### INFORMATION SHOWN

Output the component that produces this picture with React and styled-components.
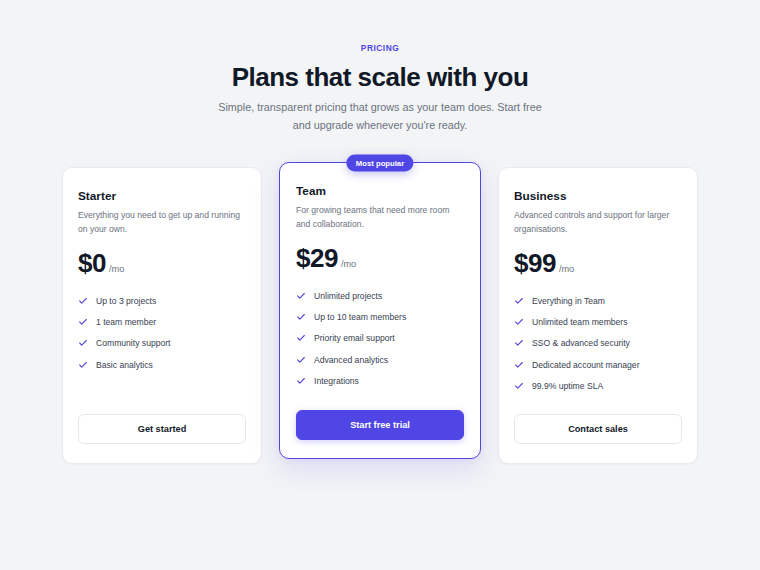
import React from "react";
import styled, { createGlobalStyle, css } from "styled-components";

const GlobalStyle = createGlobalStyle`
  * { box-sizing: border-box; }
  html, body { margin: 0; padding: 0; }
  body {
    background: #f3f4f6;
    font-family: "Liberation Sans", Arial, Helvetica, sans-serif;
    color: #111827;
    -webkit-font-smoothing: antialiased;
  }
`;

const Page = styled.main`
  min-height: 570px;
  padding: 42px 0 40px;
  display: flex;
  flex-direction: column;
  align-items: center;
`;

const Eyebrow = styled.div`
  font-size: 8.4px;
  line-height: 12px;
  font-weight: 700;
  letter-spacing: 0.5px;
  color: #4f46e5;
  text-transform: uppercase;
`;

const Heading = styled.h1`
  margin: 8px 0 0;
  font-size: 26px;
  line-height: 31.2px;
  font-weight: 700;
  letter-spacing: -0.5px;
  color: #111827;
  text-align: center;
`;

const Lead = styled.p`
  margin: 6px 0 0;
  max-width: 330px;
  font-size: 10.8px;
  line-height: 17.3px;
  color: #6b7280;
  text-align: center;
`;

const Plans = styled.section`
  margin-top: 33px;
  display: grid;
  grid-template-columns: 200px 202px 200px;
  gap: 17px;
  align-items: stretch;
`;

const Card = styled.article`
  position: relative;
  display: flex;
  flex-direction: column;
  background: #ffffff;
  border-radius: 10px;
  border: 1px solid #e8eaee;
  padding: 21px 15px 19px;
  box-shadow: 0 1px 2px rgba(17, 24, 39, 0.04);

  ${(p) =>
    p.$featured &&
    css`
      border: 1.5px solid #4f46e5;
      padding: 21px 16px 18.5px;
      transform: translateY(-5px);
      box-shadow: 0 10px 28px rgba(79, 70, 229, 0.14),
        0 2px 6px rgba(79, 70, 229, 0.06);
    `}
`;

const Badge = styled.span`
  position: absolute;
  top: 0;
  left: 50%;
  transform: translate(-50%, -50%);
  height: 17px;
  padding: 0 9.5px;
  display: inline-flex;
  align-items: center;
  border-radius: 999px;
  background: #4f46e5;
  color: #ffffff;
  font-size: 7.7px;
  font-weight: 700;
  white-space: nowrap;
  box-shadow: 0 3px 8px rgba(79, 70, 229, 0.3);
`;

const PlanName = styled.h2`
  margin: 0;
  font-size: 11.8px;
  line-height: 15px;
  font-weight: 700;
  color: #111827;
`;

const PlanBlurb = styled.p`
  margin: 4px 0 0;
  font-size: 8.6px;
  line-height: 14px;
  color: #6b7280;
`;

const PriceRow = styled.div`
  margin-top: 14px;
  display: flex;
  align-items: baseline;
  gap: 3px;
`;

const Amount = styled.span`
  font-size: 26px;
  line-height: 26px;
  font-weight: 700;
  letter-spacing: -0.5px;
  color: #111827;
`;

const Period = styled.span`
  font-size: 9.2px;
  color: #6b7280;
`;

const Features = styled.ul`
  list-style: none;
  margin: 18px 0 21px;
  padding: 0;
  display: flex;
  flex-direction: column;
  gap: 7.33px;
`;

const Feature = styled.li`
  display: flex;
  align-items: center;
  gap: 8px;
  font-size: 8.6px;
  line-height: 14px;
  color: #374151;

  svg {
    flex: none;
    color: #5046d8;
  }
`;

const Action = styled.button`
  margin-top: auto;
  height: 30px;
  width: 100%;
  border-radius: 6px;
  font-family: inherit;
  font-size: 9.2px;
  font-weight: 700;
  cursor: pointer;
  border: 1px solid #e5e7eb;
  background: #ffffff;
  color: #111827;

  ${(p) =>
    p.$primary &&
    css`
      border-color: #4f46e5;
      background: #4f46e5;
      color: #ffffff;
      box-shadow: 0 2px 6px rgba(79, 70, 229, 0.25);
    `}
`;

const CheckIcon = () => (
  <svg
    width="10"
    height="10"
    viewBox="0 0 24 24"
    fill="none"
    stroke="currentColor"
    strokeWidth="2.6"
    strokeLinecap="round"
    strokeLinejoin="round"
  >
    <path d="M20 6 9 17l-5-5" />
  </svg>
);

const plans = [
  {
    name: "Starter",
    blurb: "Everything you need to get up and running on your own.",
    price: "$0",
    features: ["Up to 3 projects", "1 team member", "Community support", "Basic analytics"],
    cta: "Get started",
  },
  {
    name: "Team",
    blurb: "For growing teams that need more room and collaboration.",
    price: "$29",
    features: [
      "Unlimited projects",
      "Up to 10 team members",
      "Priority email support",
      "Advanced analytics",
      "Integrations",
    ],
    cta: "Start free trial",
    featured: true,
  },
  {
    name: "Business",
    blurb: "Advanced controls and support for larger organisations.",
    price: "$99",
    features: [
      "Everything in Team",
      "Unlimited team members",
      "SSO & advanced security",
      "Dedicated account manager",
      "99.9% uptime SLA",
    ],
    cta: "Contact sales",
  },
];

export default function App() {
  return (
    <>
      <GlobalStyle />
      <Page>
        <Eyebrow>Pricing</Eyebrow>
        <Heading>Plans that scale with you</Heading>
        <Lead>
          Simple, transparent pricing that grows as your team does. Start free and
          upgrade whenever you're ready.
        </Lead>
        <Plans>
          {plans.map((plan) => (
            <Card key={plan.name} $featured={plan.featured}>
              {plan.featured && <Badge>Most popular</Badge>}
              <PlanName>{plan.name}</PlanName>
              <PlanBlurb>{plan.blurb}</PlanBlurb>
              <PriceRow>
                <Amount>{plan.price}</Amount>
                <Period>/mo</Period>
              </PriceRow>
              <Features>
                {plan.features.map((f) => (
                  <Feature key={f}>
                    <CheckIcon />
                    {f}
                  </Feature>
                ))}
              </Features>
              <Action $primary={plan.featured}>{plan.cta}</Action>
            </Card>
          ))}
        </Plans>
      </Page>
    </>
  );
}
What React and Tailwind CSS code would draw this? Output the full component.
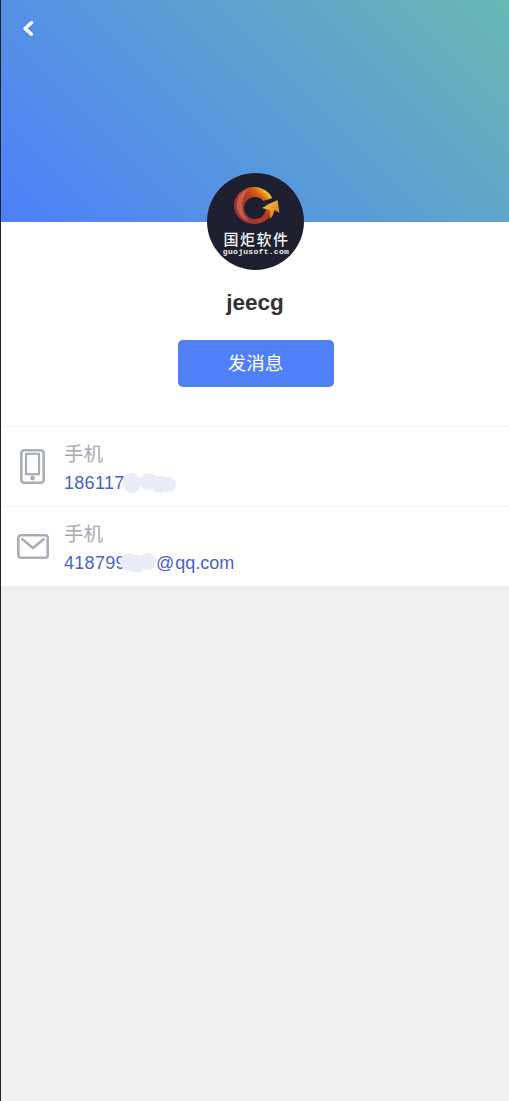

######

WRITTEN EXERCISE -
Without the pictures, copy the material exactly as given.

CORRECT RESPONSE -
Output the component that produces this picture with React and styled-components.
import React from "react";
import styled, { createGlobalStyle, css } from "styled-components";

const GlobalStyle = createGlobalStyle`
  * { box-sizing: border-box; }
  html, body { margin: 0; padding: 0; }
  body {
    background: #f3f4f6;
    font-family: "Liberation Sans", Arial, Helvetica, sans-serif;
    color: #111827;
    -webkit-font-smoothing: antialiased;
  }
`;

const Page = styled.main`
  min-height: 570px;
  padding: 42px 0 40px;
  display: flex;
  flex-direction: column;
  align-items: center;
`;

const Eyebrow = styled.div`
  font-size: 8.4px;
  line-height: 12px;
  font-weight: 700;
  letter-spacing: 0.5px;
  color: #4f46e5;
  text-transform: uppercase;
`;

const Heading = styled.h1`
  margin: 8px 0 0;
  font-size: 26px;
  line-height: 31.2px;
  font-weight: 700;
  letter-spacing: -0.5px;
  color: #111827;
  text-align: center;
`;

const Lead = styled.p`
  margin: 6px 0 0;
  max-width: 330px;
  font-size: 10.8px;
  line-height: 17.3px;
  color: #6b7280;
  text-align: center;
`;

const Plans = styled.section`
  margin-top: 33px;
  display: grid;
  grid-template-columns: 200px 202px 200px;
  gap: 17px;
  align-items: stretch;
`;

const Card = styled.article`
  position: relative;
  display: flex;
  flex-direction: column;
  background: #ffffff;
  border-radius: 10px;
  border: 1px solid #e8eaee;
  padding: 21px 15px 19px;
  box-shadow: 0 1px 2px rgba(17, 24, 39, 0.04);

  ${(p) =>
    p.$featured &&
    css`
      border: 1.5px solid #4f46e5;
      padding: 21px 16px 18.5px;
      transform: translateY(-5px);
      box-shadow: 0 10px 28px rgba(79, 70, 229, 0.14),
        0 2px 6px rgba(79, 70, 229, 0.06);
    `}
`;

const Badge = styled.span`
  position: absolute;
  top: 0;
  left: 50%;
  transform: translate(-50%, -50%);
  height: 17px;
  padding: 0 9.5px;
  display: inline-flex;
  align-items: center;
  border-radius: 999px;
  background: #4f46e5;
  color: #ffffff;
  font-size: 7.7px;
  font-weight: 700;
  white-space: nowrap;
  box-shadow: 0 3px 8px rgba(79, 70, 229, 0.3);
`;

const PlanName = styled.h2`
  margin: 0;
  font-size: 11.8px;
  line-height: 15px;
  font-weight: 700;
  color: #111827;
`;

const PlanBlurb = styled.p`
  margin: 4px 0 0;
  font-size: 8.6px;
  line-height: 14px;
  color: #6b7280;
`;

const PriceRow = styled.div`
  margin-top: 14px;
  display: flex;
  align-items: baseline;
  gap: 3px;
`;

const Amount = styled.span`
  font-size: 26px;
  line-height: 26px;
  font-weight: 700;
  letter-spacing: -0.5px;
  color: #111827;
`;

const Period = styled.span`
  font-size: 9.2px;
  color: #6b7280;
`;

const Features = styled.ul`
  list-style: none;
  margin: 18px 0 21px;
  padding: 0;
  display: flex;
  flex-direction: column;
  gap: 7.33px;
`;

const Feature = styled.li`
  display: flex;
  align-items: center;
  gap: 8px;
  font-size: 8.6px;
  line-height: 14px;
  color: #374151;

  svg {
    flex: none;
    color: #5046d8;
  }
`;

const Action = styled.button`
  margin-top: auto;
  height: 30px;
  width: 100%;
  border-radius: 6px;
  font-family: inherit;
  font-size: 9.2px;
  font-weight: 700;
  cursor: pointer;
  border: 1px solid #e5e7eb;
  background: #ffffff;
  color: #111827;

  ${(p) =>
    p.$primary &&
    css`
      border-color: #4f46e5;
      background: #4f46e5;
      color: #ffffff;
      box-shadow: 0 2px 6px rgba(79, 70, 229, 0.25);
    `}
`;

const CheckIcon = () => (
  <svg
    width="10"
    height="10"
    viewBox="0 0 24 24"
    fill="none"
    stroke="currentColor"
    strokeWidth="2.6"
    strokeLinecap="round"
    strokeLinejoin="round"
  >
    <path d="M20 6 9 17l-5-5" />
  </svg>
);

const plans = [
  {
    name: "Starter",
    blurb: "Everything you need to get up and running on your own.",
    price: "$0",
    features: ["Up to 3 projects", "1 team member", "Community support", "Basic analytics"],
    cta: "Get started",
  },
  {
    name: "Team",
    blurb: "For growing teams that need more room and collaboration.",
    price: "$29",
    features: [
      "Unlimited projects",
      "Up to 10 team members",
      "Priority email support",
      "Advanced analytics",
      "Integrations",
    ],
    cta: "Start free trial",
    featured: true,
  },
  {
    name: "Business",
    blurb: "Advanced controls and support for larger organisations.",
    price: "$99",
    features: [
      "Everything in Team",
      "Unlimited team members",
      "SSO & advanced security",
      "Dedicated account manager",
      "99.9% uptime SLA",
    ],
    cta: "Contact sales",
  },
];

export default function App() {
  return (
    <>
      <GlobalStyle />
      <Page>
        <Eyebrow>Pricing</Eyebrow>
        <Heading>Plans that scale with you</Heading>
        <Lead>
          Simple, transparent pricing that grows as your team does. Start free and
          upgrade whenever you're ready.
        </Lead>
        <Plans>
          {plans.map((plan) => (
            <Card key={plan.name} $featured={plan.featured}>
              {plan.featured && <Badge>Most popular</Badge>}
              <PlanName>{plan.name}</PlanName>
              <PlanBlurb>{plan.blurb}</PlanBlurb>
              <PriceRow>
                <Amount>{plan.price}</Amount>
                <Period>/mo</Period>
              </PriceRow>
              <Features>
                {plan.features.map((f) => (
                  <Feature key={f}>
                    <CheckIcon />
                    {f}
                  </Feature>
                ))}
              </Features>
              <Action $primary={plan.featured}>{plan.cta}</Action>
            </Card>
          ))}
        </Plans>
      </Page>
    </>
  );
}
What React and Tailwind CSS code would draw this? Output the full component.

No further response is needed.